Damn, how long has it been since he called Calvin that? How long since he’s felt this vulnerable, a man-sized shell of a body containing a five-year-old desperate to crawl into his father’s lap for tea and cartoons.
“Are you okay?” Calvin looks down, probably to check the time. “Are you at work?”
“Ye-Yeah,” Wes stutters, smiling with all the muscles that’ll cooperate.
“Mrs. Rossi good?”
Wes doesn’t know. She’s taken another unplanned day off. Technically, he’s in charge, but he has the slightest faith Ella and Cooper won’t burn the store down in the next ten minutes.
“Yeah, she’s fine.”
Calvin hums; the camera shifts until Wes gets an up-close-and-weird view of him. He’s always been strange about FaceTime. He doesn’t understand the concept of keeping the phone still or what to do when the picture freezes and always holds the lens too close, as if it’ll make the moment more personal rather than awkward.
“How’s the restaurant?” Wes asks, killing time until he can corral courage.
“Good, good. But I can’t wait to get back home. They’ll be fine without me here.”

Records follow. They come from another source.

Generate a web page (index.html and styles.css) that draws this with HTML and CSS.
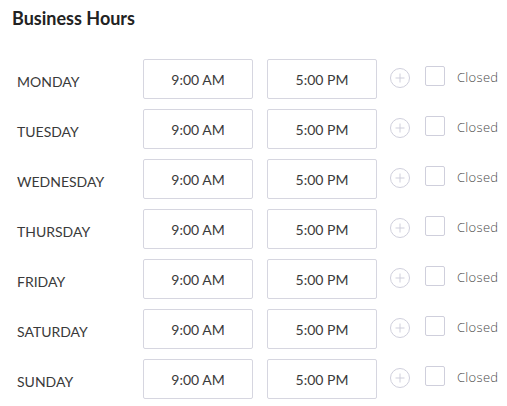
FILE: index.html
```html
<!DOCTYPE html>
<html lang="en">
<head>
  <meta charset="UTF-8">
  <meta name="viewport" content="width=device-width, initial-scale=1.0">
  <title>Business Hours</title>
  <link rel="stylesheet" href="styles.css">
</head>
<body>
  <h2 class="title">Business Hours</h2>

  <div class="hours" id="hours"></div>

  <script>
    const days = ['MONDAY', 'TUESDAY', 'WEDNESDAY', 'THURSDAY', 'FRIDAY', 'SATURDAY', 'SUNDAY'];
    const plusIcon = `<svg class="add" width="20" height="20" viewBox="0 0 20 20">
        <circle cx="10" cy="10" r="9.5" fill="none" stroke="#cfcfdc" stroke-width="1"/>
        <path d="M10 5.5v9M5.5 10h9" stroke="#cfcfdc" stroke-width="1" fill="none"/>
      </svg>`;

    const container = document.getElementById('hours');
    days.forEach(day => {
      const row = document.createElement('div');
      row.className = 'row';
      row.innerHTML = `
        <span class="day">${day}</span>
        <div class="time">9:00 AM</div>
        <div class="time">5:00 PM</div>
        ${plusIcon}
        <span class="check"></span>
        <span class="closed">Closed</span>`;
      container.appendChild(row);
    });
  </script>
</body>
</html>
```

FILE: styles.css
```css
body {
  margin: 0;
  padding: 8px 0 8px 12px;
  font-family: Lato, "Open Sans", sans-serif;
  background: #ffffff;
  color: #333;
}

.title {
  margin: 0 0 31px 0;
  font-size: 18px;
  line-height: 20px;
  font-weight: 700;
  color: #222;
}

.hours {
  display: flex;
  flex-direction: column;
  gap: 10px;
  padding-left: 5px;
}

.row {
  display: flex;
  align-items: center;
  height: 40px;
}

.row > * {
  flex: none;
}

.day {
  width: 126px;
  font-size: 14px;
  line-height: 17px;
  padding-top: 4px;
  color: #3a3a3a;
}

.time {
  box-sizing: border-box;
  width: 110px;
  height: 40px;
  border: 1px solid #d6d6e0;
  border-radius: 2px;
  display: flex;
  align-items: center;
  justify-content: center;
  font-size: 14px;
  color: #3a3a3a;
  margin-right: 14px;
}

.time + .time {
  margin-right: 13px;
}

.add {
  margin-top: -3px;
}

.check {
  box-sizing: border-box;
  width: 20px;
  height: 20px;
  margin-left: 15px;
  margin-top: -6px;
  border: 1px solid #cfcfdc;
  border-radius: 2px;
}

.closed {
  margin-left: 12px;
  margin-top: -5px;
  font-family: "Open Sans", sans-serif;
  font-weight: 300;
  font-size: 13px;
  letter-spacing: 0.3px;
  color: #4a4a4a;
}
```
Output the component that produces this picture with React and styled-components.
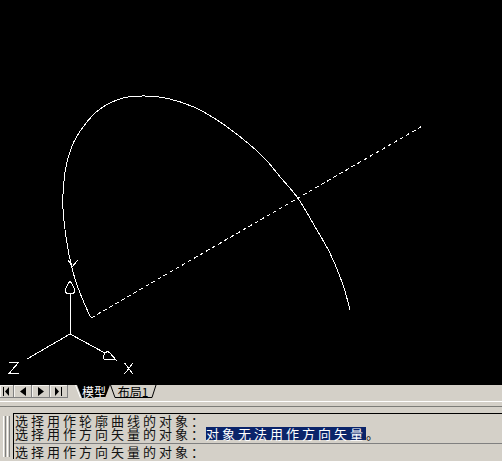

Wes loves the confidence in Calvin’s voice. It’s taken him years to get to the point where he trusts anyone else to manage one of his projects.
“Did you get my texts?”
This is the point Wes’s been avoiding. For weeks, he’s kept Calvin on hold. Or he’s skirted the subject of school. But after talking to Leo, he knows this is what he needs to do. Thankfully, Leo’s got his back. He even offered to call their parents for Wes.
But Wes needs to own this.
“About that.” Wes scratches his cheek.
Calvin hums again. The camera pans back as he lifts a cup to his mouth, slurping.
“Is that tea?”
“Yup,” says Calvin, holding the cup higher, almost dropping his phone. The joy in his voice collapses the light-years of distance between them, as if Calvin’s right here in Santa Monica with Wes, both of them stretched lazily across the green sofa with twin cups. “Thai ginger. Do you remember drinking this?”
Wes nods, eyes wet. A sleeping, curled memory stretches in his chest. Its blissful light overtakes Wes’s cells. Calvin’s drinking herbal tea. He’s thinking of Wes.
I can do this.
“So, uh.” Wes clears his throat. “Can we talk about college?”
* * *
On Thursday morning, before theivory imprint of the moon disappears, Wes jogs down the stairwell to Colorado Avenue. From the sidewalk, he can view the unlit blue-white arch welcoming tourists to Santa Monica Yacht Harbor. The air’s slightly damp and cool. Eugene’s already inside Brews and Views, setting up the espresso machines for the seven a.m. crowd. A soundtrack of birds and rolling waves from the beach whispers into the streets.
It’s like every other morning Wes has been here, in front of Once Upon a Page, before the bookstore opens.
But today it’s different. There’s a weight on his shoulders he’s ready to remove. There’s a hollowness in his chest that needs to be filled.
When Wes opens the door, he inhales the scent of new books and old carpet. In a few hours, the bookstore will smell like sand and ocean. In a month, the bookstore will probably reek of new paint and retail commercialism. Anna forgot to turn off the neon BOOKS sign in the window last night. The pink letters aren’t the only lights glowing in Wes’s vision.
In the back corner, the office shines like a beacon.
Wes’s fingers drag along the shelves as he navigates the aisles. What happens to the books when a bookstore closes? Are they donated to charity? Given to schools? Put in a storage locker, where their stories grow old and lifeless in the dark?
The void in Wes’s chest expands, but he carries on.
Mrs. Rossi is hunched at her desk. Her hair’s more gray than pink now. Sitting on a messy stack of papers is a used copy ofThe Heart of the Lone Wolf. Mrs. Rossi’s mumbling to herself; her left hand trembles as she attempts to hold a pen. “Heaven help me!”
Wes frowns, then clears his throat. “Hey?”